ADELAIDE: Pakistan and Ireland will relive nightmarish memories of the World Cup's most tragic moment eight years ago when they clash at the Adelaide Oval on Sunday.

It was on March 17, 2007 — St Patrick's Day — that the unheralded Irish team stunned Pakistan in a group match at Sabina Park, Jamaica.

The loss knocked Pakistan out of the tournament but a bigger shock awaited them a day later when their coach Bob Woolmer was found dead in the bathroom of his hotel room in Kingston.

Woolmer, 58, who was on medication for diabetes, was lying naked on his back, and there was blood in his mouth and he appeared to have vomited on the walls.

When his death was made public, it was assumed to be a heart attack but there were also suggestions he had committed suicide.

After lengthy investigations that even included the possibility of murder, Jamaican police on June 12 announced that Woolmer had died of natural causes.

The inquest proved inconclusive, but the mystery lingers on and the pain that the cricket community endured during those horrific days dampened the mood for the rest of the World Cup which Australia went on to win.

Cricket-related deaths are uncommon, but the passing away of a team coach at the sport's showpiece event after a defeat is a tragedy that took a long time to come to terms with.

Senior batsman Younis Khan, the only member of that 2007 Pakistan squad still involved with the ongoing World Cup, admitted he still missed Woolmer, their coach for three years from 2004.

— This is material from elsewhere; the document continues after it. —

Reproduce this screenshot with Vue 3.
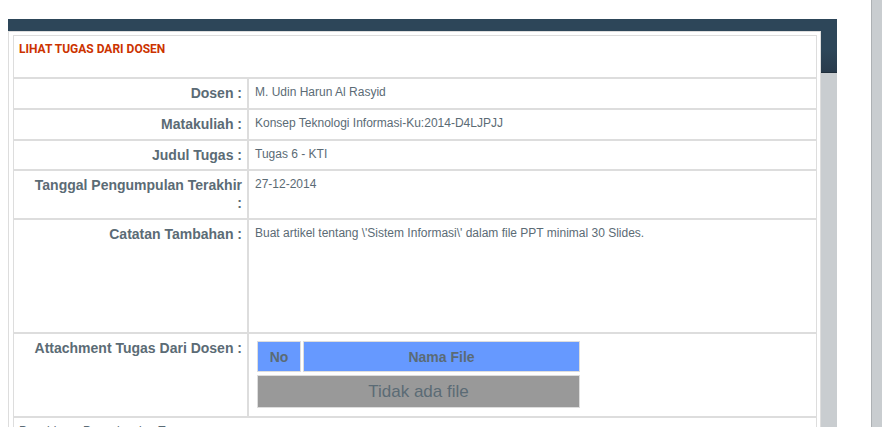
<script setup>
const details = [
  { label: 'Dosen :', value: 'M. Udin Harun Al Rasyid', size: 'row' },
  { label: 'Matakuliah :', value: 'Konsep Teknologi Informasi-Ku:2014-D4LJPJJ', size: 'row' },
  { label: 'Judul Tugas :', value: 'Tugas 6 - KTI', size: 'row short' },
  { label: 'Tanggal Pengumpulan Terakhir :', value: '27-12-2014', size: 'row double' },
  {
    label: 'Catatan Tambahan :',
    value: "Buat artikel tentang \\'Sistem Informasi\\' dalam file PPT minimal 30 Slides.",
    size: 'row tall',
  },
]
</script>

<template>
  <div class="page">
    <main class="content">
      <div class="panel">
        <table class="details">
          <colgroup>
            <col class="label-col" />
            <col />
          </colgroup>
          <tbody>
            <tr class="heading">
              <td colspan="2"><h1>LIHAT TUGAS DARI DOSEN</h1></td>
            </tr>
            <tr v-for="item in details" :key="item.label" :class="item.size">
              <th scope="row">{{ item.label }}</th>
              <td>{{ item.value }}</td>
            </tr>
            <tr class="attachment">
              <th scope="row">Attachment Tugas Dari Dosen :</th>
              <td>
                <table class="files">
                  <thead>
                    <tr>
                      <th scope="col" class="number">No</th>
                      <th scope="col">Nama File</th>
                    </tr>
                  </thead>
                  <tbody>
                    <tr>
                      <td colspan="2">Tidak ada file</td>
                    </tr>
                  </tbody>
                </table>
              </td>
            </tr>
            <tr class="submission">
              <td colspan="2">Pengiriman Penyelesaian Tugas</td>
            </tr>
          </tbody>
        </table>
      </div>
    </main>
    <div class="edge"></div>
  </div>
</template>

<style>
body {
  margin: 0;
  background: #fff;
}
</style>

<style scoped>
.page {
  display: flex;
  gap: 34px;
  height: 100vh;
  overflow: hidden;
  font-family: "Liberation Sans", Arial, sans-serif;
  font-size: 12px;
  line-height: 16px;
  color: #5b6b75;
}
.content {
  flex: 1;
  align-self: flex-start;
  box-sizing: border-box;
  margin: 19px 0 0 8px;
  padding: 12px 16px 0 0;
  background: linear-gradient(#2d4659 0, #2d4659 30px, #293b4c 53px, #1f2e3b 53px, #1f2e3b 54px, #c9cdd0 54px);
}
.panel {
  padding: 3px 3px 3px 4px;
  border: 1px solid #ddd;
  background: #fff;
}
.edge {
  flex: 0 0 10px;
  border-left: 1px solid #adb1b4;
  background: #c9cdd0;
}
.details {
  width: 100%;
  table-layout: fixed;
  border-collapse: separate;
  border-spacing: 0;
}
.label-col {
  width: 235px;
}
.details > tbody > tr > th,
.details > tbody > tr > td {
  box-sizing: border-box;
  padding: 5px;
  border: 1px solid #ddd;
  vertical-align: top;
  text-align: left;
}
.details > tbody > tr > th {
  padding-left: 14px;
  font-size: 14px;
  line-height: 18px;
  text-align: right;
}
.details > tbody > tr > td {
  padding-left: 6px;
}
.heading {
  height: 43px;
}
.details > tbody > .heading > td,
.details > tbody > .submission > td {
  padding-left: 5px;
}
.details > tbody > .attachment > td {
  padding: 4px 6px;
}
h1 {
  margin: 0;
  font-family: Roboto, "Liberation Sans", sans-serif;
  font-size: 12px;
  line-height: 16px;
  color: #c30;
}
.row {
  height: 31px;
}
.short {
  height: 30px;
}
.double {
  height: 49px;
}
.tall {
  height: 114px;
}
.attachment {
  height: 84px;
}
.submission {
  height: 43px;
}
.files {
  width: 327px;
  table-layout: fixed;
  border-collapse: separate;
  border-spacing: 2px 3px;
}
.files th,
.files td {
  box-sizing: border-box;
  padding: 5px;
  border: 1px solid #ddd;
  text-align: center;
}
.files th {
  height: 31px;
  font-size: 14px;
  background: #69f;
}
.files .number {
  width: 44px;
}
.files td {
  height: 33px;
  font-size: 17px;
  background: #999;
}
</style>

“This is surely a very emotional game for me and all of us,” Khan said of Sunday's match which takes place almost to the day of the tragic events eight years ago.

“I remember Bob a lot, he contributed so much to Pakistan cricket. Hope we can win this game and some more in the World Cup. There would be nothing better to dedicate to Bob's memory.”

Three current Irish players, skipper William Porterfield and the O'Brien brothers, Niall and Kevin, were also part of that match, as was Eoin Morgan, now England's one-day captain.

The India-born Woolmer played 19 Tests for England between 1975 and 1981 as a top-oder batsman, scoring 1,059 runs at an average of 33.09 with three centuries.

But later he became a respected coach who had a stint with South Africa before moving to Pakistan.

Allegations of match-fixing had been swirling around cricket at the turn of the century, with investigations by the Qayyum commission in Pakistan and the Central Bureau of Investigation in India naming several players.

Unsurprisingly, Woolmer's death began to be linked with foulplay by the illegal betting mafia — fuelled by the fact that all 10 Pakistani wickets against Ireland fell to catches.

Pakistan were bowled out for 132, a target Ireland surpassed after losing seven wickets in a rain-interrupted game.

Woolmer, asked by reporters after the stunning loss whether he would resign, said he wanted to 'sleep on my future as coach'.

The mystery deepened when Mark Shields, the deputy police commissioner of Jamaica, announced the coach had been murdered as the cause of death was “asphyxia as a result of manual strangulation”.

The then Pakistan captain, Inzamam-ul Haq, assistant coach Mushtaq Ahmed and team manager Talat Ali were among those who were grilled by Shields' team and were even forced to provide DNA samples.

Noted sportswriter Osman Samiuddin, who authored a recent book, 'The Unquiet Ones: A History of Pakistan Cricket' described the Woolmer tragedy as a “shitstorm of a period for Pakistan”.

“Some days it still feels as if something died not only within Pakistan's cricket but in the sport itself that day,” he wrote on the Cricinfo website.

“The lack of closure remains the still-open wound of that (2007) tournament.”